▶ **Set exercise**
Restate the whole listing exactly.

▶ **Provided material**
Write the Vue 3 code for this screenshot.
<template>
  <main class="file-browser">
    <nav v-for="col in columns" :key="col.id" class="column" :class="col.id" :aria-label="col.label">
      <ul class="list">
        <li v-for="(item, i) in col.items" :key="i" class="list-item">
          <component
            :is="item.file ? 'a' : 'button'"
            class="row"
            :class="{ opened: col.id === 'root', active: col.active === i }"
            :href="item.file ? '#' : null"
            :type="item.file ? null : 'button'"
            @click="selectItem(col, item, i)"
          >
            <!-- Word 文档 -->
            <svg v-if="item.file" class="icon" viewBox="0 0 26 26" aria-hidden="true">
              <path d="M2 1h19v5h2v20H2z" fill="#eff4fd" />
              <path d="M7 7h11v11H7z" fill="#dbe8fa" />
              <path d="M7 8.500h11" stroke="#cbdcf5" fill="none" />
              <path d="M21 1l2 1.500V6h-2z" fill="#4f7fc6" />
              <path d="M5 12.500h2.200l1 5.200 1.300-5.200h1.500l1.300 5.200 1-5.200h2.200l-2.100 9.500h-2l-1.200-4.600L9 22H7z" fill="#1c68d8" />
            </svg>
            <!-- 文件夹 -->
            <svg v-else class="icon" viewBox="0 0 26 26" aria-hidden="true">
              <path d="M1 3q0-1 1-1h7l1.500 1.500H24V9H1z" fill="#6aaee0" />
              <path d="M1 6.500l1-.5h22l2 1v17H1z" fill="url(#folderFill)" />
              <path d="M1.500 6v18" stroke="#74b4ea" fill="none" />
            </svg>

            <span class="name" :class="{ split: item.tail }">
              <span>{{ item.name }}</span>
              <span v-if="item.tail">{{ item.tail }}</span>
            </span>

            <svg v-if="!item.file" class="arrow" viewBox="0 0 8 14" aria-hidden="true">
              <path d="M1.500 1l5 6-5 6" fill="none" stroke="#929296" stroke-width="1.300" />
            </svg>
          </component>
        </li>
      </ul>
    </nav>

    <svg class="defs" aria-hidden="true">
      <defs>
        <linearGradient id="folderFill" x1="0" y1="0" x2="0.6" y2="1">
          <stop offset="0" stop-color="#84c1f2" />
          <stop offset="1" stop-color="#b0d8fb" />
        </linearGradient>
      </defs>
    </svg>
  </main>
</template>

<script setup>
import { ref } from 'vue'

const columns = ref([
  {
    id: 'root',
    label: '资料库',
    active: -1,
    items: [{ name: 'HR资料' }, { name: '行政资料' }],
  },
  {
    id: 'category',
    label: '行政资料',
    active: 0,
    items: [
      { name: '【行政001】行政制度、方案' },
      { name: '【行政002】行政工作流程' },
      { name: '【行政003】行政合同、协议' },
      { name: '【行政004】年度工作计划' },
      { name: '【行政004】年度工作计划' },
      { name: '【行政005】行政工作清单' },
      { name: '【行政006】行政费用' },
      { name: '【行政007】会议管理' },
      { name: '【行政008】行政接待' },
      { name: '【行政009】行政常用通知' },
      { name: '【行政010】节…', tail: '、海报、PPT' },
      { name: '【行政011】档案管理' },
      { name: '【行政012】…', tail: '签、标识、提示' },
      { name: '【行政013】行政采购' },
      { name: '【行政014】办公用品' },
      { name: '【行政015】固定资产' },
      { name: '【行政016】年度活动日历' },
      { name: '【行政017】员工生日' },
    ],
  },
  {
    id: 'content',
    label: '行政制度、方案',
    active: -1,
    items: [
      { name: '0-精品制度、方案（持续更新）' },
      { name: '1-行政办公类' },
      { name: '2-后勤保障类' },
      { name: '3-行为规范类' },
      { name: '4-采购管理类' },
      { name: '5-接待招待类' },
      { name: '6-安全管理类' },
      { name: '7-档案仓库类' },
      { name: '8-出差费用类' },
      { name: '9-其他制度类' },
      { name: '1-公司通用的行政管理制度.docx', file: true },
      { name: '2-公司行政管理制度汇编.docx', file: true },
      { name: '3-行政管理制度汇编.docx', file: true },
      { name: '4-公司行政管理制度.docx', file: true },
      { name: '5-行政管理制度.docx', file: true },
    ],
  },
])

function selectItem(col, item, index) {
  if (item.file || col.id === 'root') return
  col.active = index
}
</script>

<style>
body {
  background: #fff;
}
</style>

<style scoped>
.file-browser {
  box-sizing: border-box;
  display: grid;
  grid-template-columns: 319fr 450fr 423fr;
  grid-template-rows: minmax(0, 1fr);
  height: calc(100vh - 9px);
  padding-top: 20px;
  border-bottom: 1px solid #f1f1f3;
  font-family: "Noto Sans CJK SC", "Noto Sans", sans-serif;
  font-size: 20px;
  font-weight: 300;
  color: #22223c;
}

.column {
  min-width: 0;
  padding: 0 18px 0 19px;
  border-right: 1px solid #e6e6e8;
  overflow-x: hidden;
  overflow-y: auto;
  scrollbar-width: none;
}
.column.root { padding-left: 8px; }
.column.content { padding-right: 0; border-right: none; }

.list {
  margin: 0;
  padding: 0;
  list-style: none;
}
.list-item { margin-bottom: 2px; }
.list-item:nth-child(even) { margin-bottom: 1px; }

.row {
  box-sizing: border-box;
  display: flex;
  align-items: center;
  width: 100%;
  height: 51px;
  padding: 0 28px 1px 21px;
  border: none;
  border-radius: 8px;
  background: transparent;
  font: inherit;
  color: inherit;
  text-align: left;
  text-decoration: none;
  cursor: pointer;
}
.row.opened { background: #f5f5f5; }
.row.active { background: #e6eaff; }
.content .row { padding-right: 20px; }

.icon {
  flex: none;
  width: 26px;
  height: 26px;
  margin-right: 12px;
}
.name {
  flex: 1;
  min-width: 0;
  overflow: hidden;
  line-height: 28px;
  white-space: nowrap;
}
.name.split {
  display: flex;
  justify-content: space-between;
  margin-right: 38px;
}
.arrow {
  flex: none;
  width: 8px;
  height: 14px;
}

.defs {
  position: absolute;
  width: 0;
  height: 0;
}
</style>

▶ **Solution for this task**
Write the Vue 3 code for this screenshot.
<template>
  <main class="file-browser">
    <nav v-for="col in columns" :key="col.id" class="column" :class="col.id" :aria-label="col.label">
      <ul class="list">
        <li v-for="(item, i) in col.items" :key="i" class="list-item">
          <component
            :is="item.file ? 'a' : 'button'"
            class="row"
            :class="{ opened: col.id === 'root', active: col.active === i }"
            :href="item.file ? '#' : null"
            :type="item.file ? null : 'button'"
            @click="selectItem(col, item, i)"
          >
            <!-- Word 文档 -->
            <svg v-if="item.file" class="icon" viewBox="0 0 26 26" aria-hidden="true">
              <path d="M2 1h19v5h2v20H2z" fill="#eff4fd" />
              <path d="M7 7h11v11H7z" fill="#dbe8fa" />
              <path d="M7 8.500h11" stroke="#cbdcf5" fill="none" />
              <path d="M21 1l2 1.500V6h-2z" fill="#4f7fc6" />
              <path d="M5 12.500h2.200l1 5.200 1.300-5.200h1.500l1.300 5.200 1-5.200h2.200l-2.100 9.500h-2l-1.200-4.600L9 22H7z" fill="#1c68d8" />
            </svg>
            <!-- 文件夹 -->
            <svg v-else class="icon" viewBox="0 0 26 26" aria-hidden="true">
              <path d="M1 3q0-1 1-1h7l1.500 1.500H24V9H1z" fill="#6aaee0" />
              <path d="M1 6.500l1-.5h22l2 1v17H1z" fill="url(#folderFill)" />
              <path d="M1.500 6v18" stroke="#74b4ea" fill="none" />
            </svg>

            <span class="name" :class="{ split: item.tail }">
              <span>{{ item.name }}</span>
              <span v-if="item.tail">{{ item.tail }}</span>
            </span>

            <svg v-if="!item.file" class="arrow" viewBox="0 0 8 14" aria-hidden="true">
              <path d="M1.500 1l5 6-5 6" fill="none" stroke="#929296" stroke-width="1.300" />
            </svg>
          </component>
        </li>
      </ul>
    </nav>

    <svg class="defs" aria-hidden="true">
      <defs>
        <linearGradient id="folderFill" x1="0" y1="0" x2="0.6" y2="1">
          <stop offset="0" stop-color="#84c1f2" />
          <stop offset="1" stop-color="#b0d8fb" />
        </linearGradient>
      </defs>
    </svg>
  </main>
</template>

<script setup>
import { ref } from 'vue'

const columns = ref([
  {
    id: 'root',
    label: '资料库',
    active: -1,
    items: [{ name: 'HR资料' }, { name: '行政资料' }],
  },
  {
    id: 'category',
    label: '行政资料',
    active: 0,
    items: [
      { name: '【行政001】行政制度、方案' },
      { name: '【行政002】行政工作流程' },
      { name: '【行政003】行政合同、协议' },
      { name: '【行政004】年度工作计划' },
      { name: '【行政004】年度工作计划' },
      { name: '【行政005】行政工作清单' },
      { name: '【行政006】行政费用' },
      { name: '【行政007】会议管理' },
      { name: '【行政008】行政接待' },
      { name: '【行政009】行政常用通知' },
      { name: '【行政010】节…', tail: '、海报、PPT' },
      { name: '【行政011】档案管理' },
      { name: '【行政012】…', tail: '签、标识、提示' },
      { name: '【行政013】行政采购' },
      { name: '【行政014】办公用品' },
      { name: '【行政015】固定资产' },
      { name: '【行政016】年度活动日历' },
      { name: '【行政017】员工生日' },
    ],
  },
  {
    id: 'content',
    label: '行政制度、方案',
    active: -1,
    items: [
      { name: '0-精品制度、方案（持续更新）' },
      { name: '1-行政办公类' },
      { name: '2-后勤保障类' },
      { name: '3-行为规范类' },
      { name: '4-采购管理类' },
      { name: '5-接待招待类' },
      { name: '6-安全管理类' },
      { name: '7-档案仓库类' },
      { name: '8-出差费用类' },
      { name: '9-其他制度类' },
      { name: '1-公司通用的行政管理制度.docx', file: true },
      { name: '2-公司行政管理制度汇编.docx', file: true },
      { name: '3-行政管理制度汇编.docx', file: true },
      { name: '4-公司行政管理制度.docx', file: true },
      { name: '5-行政管理制度.docx', file: true },
    ],
  },
])

function selectItem(col, item, index) {
  if (item.file || col.id === 'root') return
  col.active = index
}
</script>

<style>
body {
  background: #fff;
}
</style>

<style scoped>
.file-browser {
  box-sizing: border-box;
  display: grid;
  grid-template-columns: 319fr 450fr 423fr;
  grid-template-rows: minmax(0, 1fr);
  height: calc(100vh - 9px);
  padding-top: 20px;
  border-bottom: 1px solid #f1f1f3;
  font-family: "Noto Sans CJK SC", "Noto Sans", sans-serif;
  font-size: 20px;
  font-weight: 300;
  color: #22223c;
}

.column {
  min-width: 0;
  padding: 0 18px 0 19px;
  border-right: 1px solid #e6e6e8;
  overflow-x: hidden;
  overflow-y: auto;
  scrollbar-width: none;
}
.column.root { padding-left: 8px; }
.column.content { padding-right: 0; border-right: none; }

.list {
  margin: 0;
  padding: 0;
  list-style: none;
}
.list-item { margin-bottom: 2px; }
.list-item:nth-child(even) { margin-bottom: 1px; }

.row {
  box-sizing: border-box;
  display: flex;
  align-items: center;
  width: 100%;
  height: 51px;
  padding: 0 28px 1px 21px;
  border: none;
  border-radius: 8px;
  background: transparent;
  font: inherit;
  color: inherit;
  text-align: left;
  text-decoration: none;
  cursor: pointer;
}
.row.opened { background: #f5f5f5; }
.row.active { background: #e6eaff; }
.content .row { padding-right: 20px; }

.icon {
  flex: none;
  width: 26px;
  height: 26px;
  margin-right: 12px;
}
.name {
  flex: 1;
  min-width: 0;
  overflow: hidden;
  line-height: 28px;
  white-space: nowrap;
}
.name.split {
  display: flex;
  justify-content: space-between;
  margin-right: 38px;
}
.arrow {
  flex: none;
  width: 8px;
  height: 14px;
}

.defs {
  position: absolute;
  width: 0;
  height: 0;
}
</style>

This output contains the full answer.